Hernandez, who recalled WHOI’s presence during her work following the Gulf of Mexico’s BP oil spill disaster in 2010, commented on the institution’s progress toward inclusivity.

“I saw Woods Hole Oceanographic as one of those entities that did not necessarily include Indigenous peoples,” says Hernandez. “This [talk] is a stepping stone to see that there is more Indigenous presence here—even having these peoples in the audience.”

More talks, more Indigenous voices in peer-reviewed literature, and more international seats at the climate table are ways scientific entities can help in the campaign toward parity for Native peoples. How WHOI and other eminent science institutions will choose to leverage Native expertise remains to be seen. Hernandez seemed cautiously optimistic.

“We are in that gray area where we’re seeing how Indigenous science, or Traditional Ecological Knowledge (TEK), is finally being acknowledged,” says Hernandez. “But I think this is the time to move from that acknowledgement into action.”

Jessica Hernandez (center) stands with CDEI Officer Natalie Nevaréz along with Indigenous audience members, including WHOI Sea Grant Fiscal Officer Leslie Jonas (center left) and Mashpee-Wampanoag Assistant Director for Natural Resources, Dale Oakley (far right). (Photo by Jayne Doucette, © Woods Hole Oceanographic Institution)
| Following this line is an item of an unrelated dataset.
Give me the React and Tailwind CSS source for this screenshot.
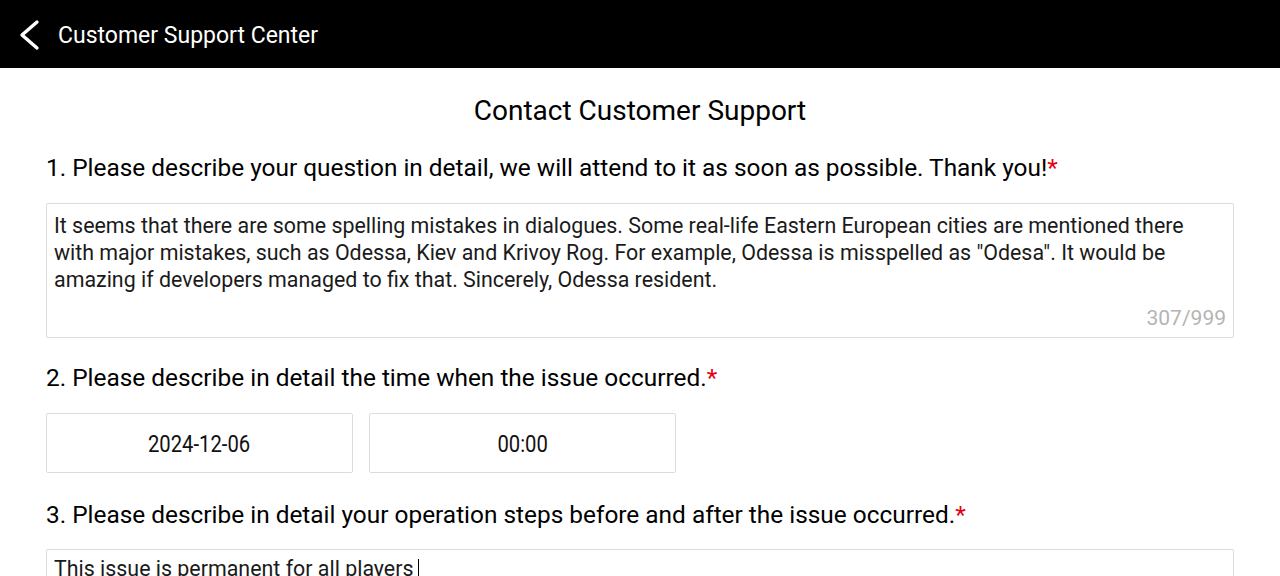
export default function App() {
  return (
    <div className="w-[1280px] h-[576px] overflow-hidden bg-white" style={{ fontFamily: "Roboto, 'Noto Sans', sans-serif" }}>
      <div className="h-[68px] bg-black flex items-center">
        <svg width="40" height="40" viewBox="0 0 40 40" className="ml-[10px] mt-[2px]">
          <path d="M27 7 L12 20 L27 33" fill="none" stroke="white" strokeWidth="3.4" strokeLinecap="round" strokeLinejoin="round" />
        </svg>
        <span className="ml-[8px] mt-[3px] text-white text-[23px] leading-none">Customer Support Center</span>
      </div>
      <div className="px-[46px]">
        <div className="text-center text-[28px] leading-none text-black mt-[29px]">Contact Customer Support</div>
        <div className="mt-[31px] text-[24.4px] leading-none text-black">
          1. Please describe your question in detail, we will attend to it as soon as possible. Thank you!<span className="text-[#e60012]">*</span>
        </div>
        <div className="mt-[23px] h-[135px] border border-[#dcdcdc] rounded-[2px] px-[7px] pt-[8px] pb-[8px] flex flex-col justify-between">
          <div className="text-[21.4px] leading-[27px] text-[#1a1a1a]">
            It seems that there are some spelling mistakes in dialogues. Some real-life Eastern European cities are mentioned there with major mistakes, such as Odessa, Kiev and Krivoy Rog. For example, Odessa is misspelled as "Odesa". It would be amazing if developers managed to fix that. Sincerely, Odessa resident.
          </div>
          <div className="text-right text-[21px] leading-none text-[#b4b4b4]">307/999</div>
        </div>
        <div className="mt-[28px] text-[24.4px] leading-none text-black">
          2. Please describe in detail the time when the issue occurred.<span className="text-[#e60012]">*</span>
        </div>
        <div className="mt-[22px] flex gap-[16px]">
          <div className="w-[307px] h-[60px] border border-[#dcdcdc] rounded-[2px] flex items-center justify-center pt-[3px] text-[#111]">
            <span className="inline-block text-[23px] leading-none scale-x-[0.88]">2024-12-06</span>
          </div>
          <div className="w-[307px] h-[60px] border border-[#dcdcdc] rounded-[2px] flex items-center justify-center pt-[3px] text-[#111]">
            <span className="inline-block text-[23px] leading-none scale-x-[0.88]">00:00</span>
          </div>
        </div>
        <div className="mt-[30px] text-[24.4px] leading-none text-black">
          3. Please describe in detail your operation steps before and after the issue occurred.<span className="text-[#e60012]">*</span>
        </div>
        <div className="mt-[22px] h-[135px] border border-[#dcdcdc] rounded-[2px] px-[7px] pt-[5px]">
          <div className="text-[21.4px] leading-[27px] text-[#1a1a1a]">
            This issue is permanent for all players<span className="inline-block w-[1px] h-[24px] bg-black align-middle ml-[5px]"></span>
          </div>
        </div>
      </div>
    </div>
  );
}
The Woods Hole Oceanographic Institution resides on the ancestral and contemporary lands of the Wampanoag Nation. This territory encompasses a large swath of Massachusetts, including all of Barnstable County, which comprises 15 Cape Cod towns, Martha’s Vineyard and Nantucket, as well as lands extending down into eastern Rhode Island, west to the Blackstone River and North to the Merrimack River.